Challenges for the 21st Century

There are many challenges confronting senior housing and services as we move more deeply into the 21st century, but already some themes are presenting themselves. One is that people, increasingly, want to remain in the general community and not isolate themselves demographically in age-delineated residences under enterprise ownership. CCaH presents one response to that reality. Whether it will catch on popularly to become an area of growth remains in doubt.  

Technology is another evident reality. Those providers will survive who are able to embrace and master technology, and technological connectivity is a powerful force supporting the aging-in-your-own-home concept. Wisdom says, “You can’t manage what you don’t measure,” and technology gives that truism fresh meaning. It also enables those who are aging to remain independent, and in charge of their own destinies, longer than was possible a decade ago.

Third is the wish of a new generation of aging Americans to be involved in the organizations that serve them. This is most evident in the Village movement. It is also evident in the increasing age at entry into CCRCs, revealing that younger people are loathe to accept submission to a management that doesn’t include them unless they have no other choice.
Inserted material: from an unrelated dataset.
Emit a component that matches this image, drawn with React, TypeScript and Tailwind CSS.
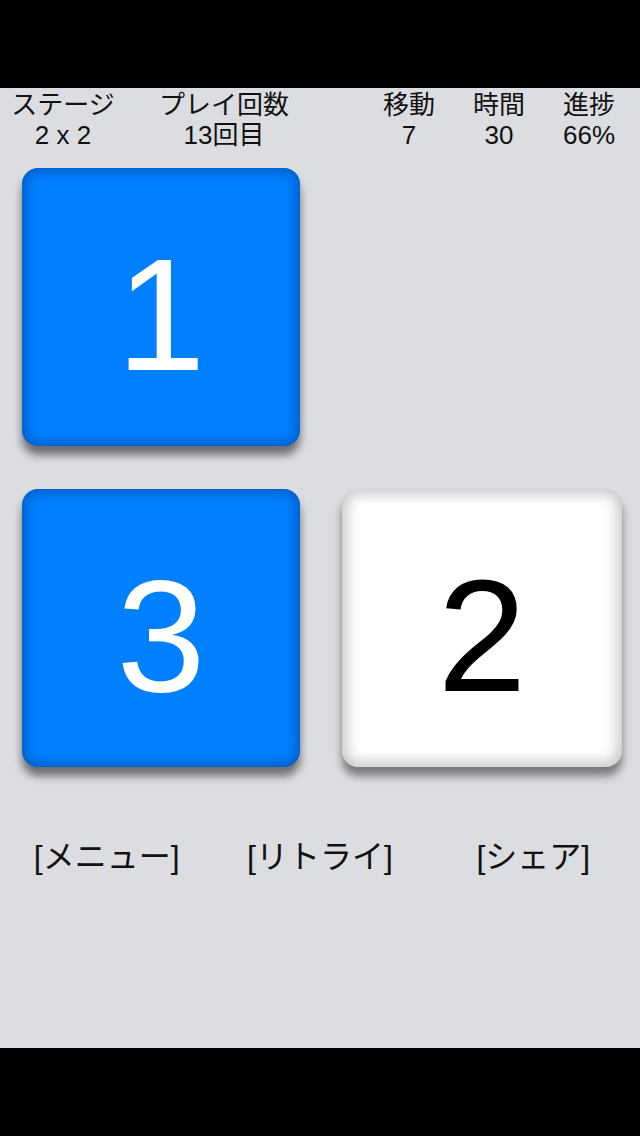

The empowerment era, which is now fast approaching, calls for both wisdom and sacrifice on the part of executives and managers who are used to control. It also calls for new skills for listening to customers and putting the needs of customers first. When customers are first and well-served, as is more likely with the CCaH model than with CCRCs, then employee satisfaction and prosperous economic results follow. Managers who prize serving their customers also elevate their employees. Success builds on success lifting the enterprise with a culture of optimism.